**The problem:**
Scan the records and identify every line in which the string "React" occurs, then return those lines.

**Provided information:**
<<<<

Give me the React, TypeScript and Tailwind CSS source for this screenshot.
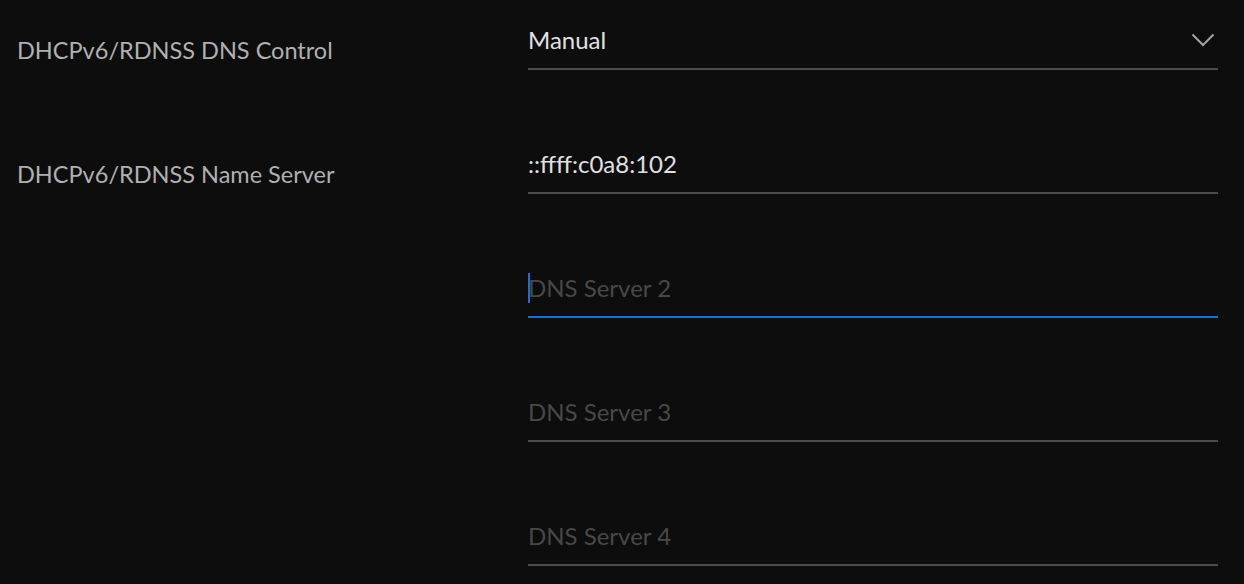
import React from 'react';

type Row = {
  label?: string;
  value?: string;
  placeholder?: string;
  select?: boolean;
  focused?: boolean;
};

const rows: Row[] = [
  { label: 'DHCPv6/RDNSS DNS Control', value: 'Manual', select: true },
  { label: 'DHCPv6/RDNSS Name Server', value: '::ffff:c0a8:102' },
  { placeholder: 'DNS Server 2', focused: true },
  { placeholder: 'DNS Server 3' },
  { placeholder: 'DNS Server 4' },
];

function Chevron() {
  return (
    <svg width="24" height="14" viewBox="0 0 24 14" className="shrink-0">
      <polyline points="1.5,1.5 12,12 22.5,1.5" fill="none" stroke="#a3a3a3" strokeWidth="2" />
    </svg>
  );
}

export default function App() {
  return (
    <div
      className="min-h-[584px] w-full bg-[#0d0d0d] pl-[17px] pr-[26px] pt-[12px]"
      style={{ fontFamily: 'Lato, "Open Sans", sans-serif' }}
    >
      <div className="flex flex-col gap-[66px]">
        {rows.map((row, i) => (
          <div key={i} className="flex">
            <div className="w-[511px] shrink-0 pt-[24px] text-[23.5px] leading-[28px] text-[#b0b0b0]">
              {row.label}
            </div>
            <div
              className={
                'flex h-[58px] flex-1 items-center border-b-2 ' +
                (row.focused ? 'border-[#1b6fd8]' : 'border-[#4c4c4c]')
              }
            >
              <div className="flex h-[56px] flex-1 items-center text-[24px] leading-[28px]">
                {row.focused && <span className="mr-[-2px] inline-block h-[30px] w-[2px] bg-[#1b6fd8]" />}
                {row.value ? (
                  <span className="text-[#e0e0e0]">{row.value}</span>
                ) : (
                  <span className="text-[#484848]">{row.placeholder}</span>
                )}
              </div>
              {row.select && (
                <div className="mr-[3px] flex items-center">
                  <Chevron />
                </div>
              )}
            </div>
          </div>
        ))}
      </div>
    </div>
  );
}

>>>>
<<<<

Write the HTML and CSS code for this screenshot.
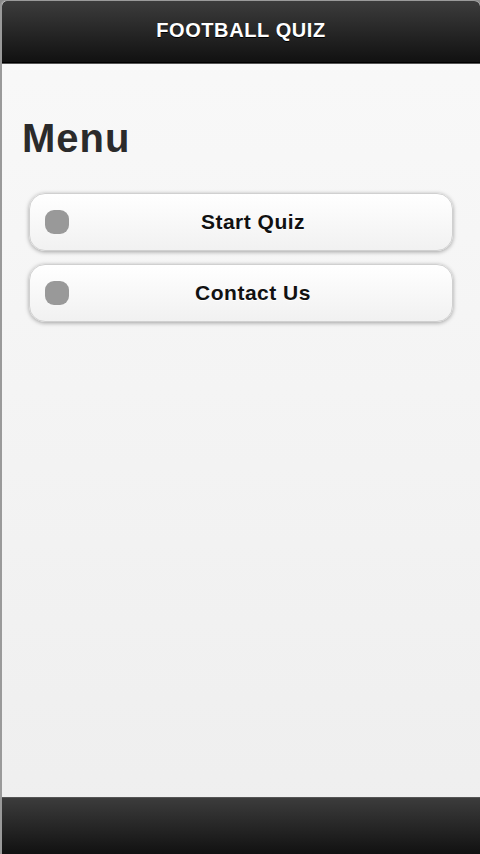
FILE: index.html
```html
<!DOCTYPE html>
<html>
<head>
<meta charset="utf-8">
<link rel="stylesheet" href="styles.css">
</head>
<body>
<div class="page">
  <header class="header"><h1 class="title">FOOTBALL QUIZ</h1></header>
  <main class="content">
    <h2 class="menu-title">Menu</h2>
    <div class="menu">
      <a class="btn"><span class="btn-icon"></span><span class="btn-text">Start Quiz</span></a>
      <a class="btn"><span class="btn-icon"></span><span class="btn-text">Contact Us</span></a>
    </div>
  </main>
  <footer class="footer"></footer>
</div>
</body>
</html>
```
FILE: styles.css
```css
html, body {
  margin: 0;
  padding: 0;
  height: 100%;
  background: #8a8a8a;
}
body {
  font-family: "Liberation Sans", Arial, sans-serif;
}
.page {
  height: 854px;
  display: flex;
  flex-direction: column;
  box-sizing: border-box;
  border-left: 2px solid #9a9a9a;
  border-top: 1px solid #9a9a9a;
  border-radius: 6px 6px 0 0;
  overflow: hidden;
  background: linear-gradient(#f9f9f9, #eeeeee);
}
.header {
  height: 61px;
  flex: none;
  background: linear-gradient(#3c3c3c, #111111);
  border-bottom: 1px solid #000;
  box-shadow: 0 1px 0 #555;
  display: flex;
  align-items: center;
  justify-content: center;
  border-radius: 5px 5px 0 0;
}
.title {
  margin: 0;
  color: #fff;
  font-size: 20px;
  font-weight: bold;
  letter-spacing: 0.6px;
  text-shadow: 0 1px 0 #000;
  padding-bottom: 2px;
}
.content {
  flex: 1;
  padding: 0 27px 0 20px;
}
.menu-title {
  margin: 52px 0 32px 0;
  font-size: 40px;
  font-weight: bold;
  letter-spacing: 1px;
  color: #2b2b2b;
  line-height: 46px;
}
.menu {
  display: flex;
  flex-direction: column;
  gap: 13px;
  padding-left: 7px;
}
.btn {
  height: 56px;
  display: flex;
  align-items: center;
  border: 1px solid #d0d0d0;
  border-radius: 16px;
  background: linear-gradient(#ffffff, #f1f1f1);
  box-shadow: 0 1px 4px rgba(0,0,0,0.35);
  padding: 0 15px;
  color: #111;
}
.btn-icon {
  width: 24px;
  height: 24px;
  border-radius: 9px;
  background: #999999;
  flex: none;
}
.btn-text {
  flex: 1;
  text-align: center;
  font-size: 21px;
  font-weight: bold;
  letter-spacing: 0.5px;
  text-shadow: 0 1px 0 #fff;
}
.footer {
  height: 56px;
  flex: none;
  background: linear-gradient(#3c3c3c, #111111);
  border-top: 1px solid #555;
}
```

>>>>

**Worked solution:**
Give me the React, TypeScript and Tailwind CSS source for this screenshot.
import React from 'react';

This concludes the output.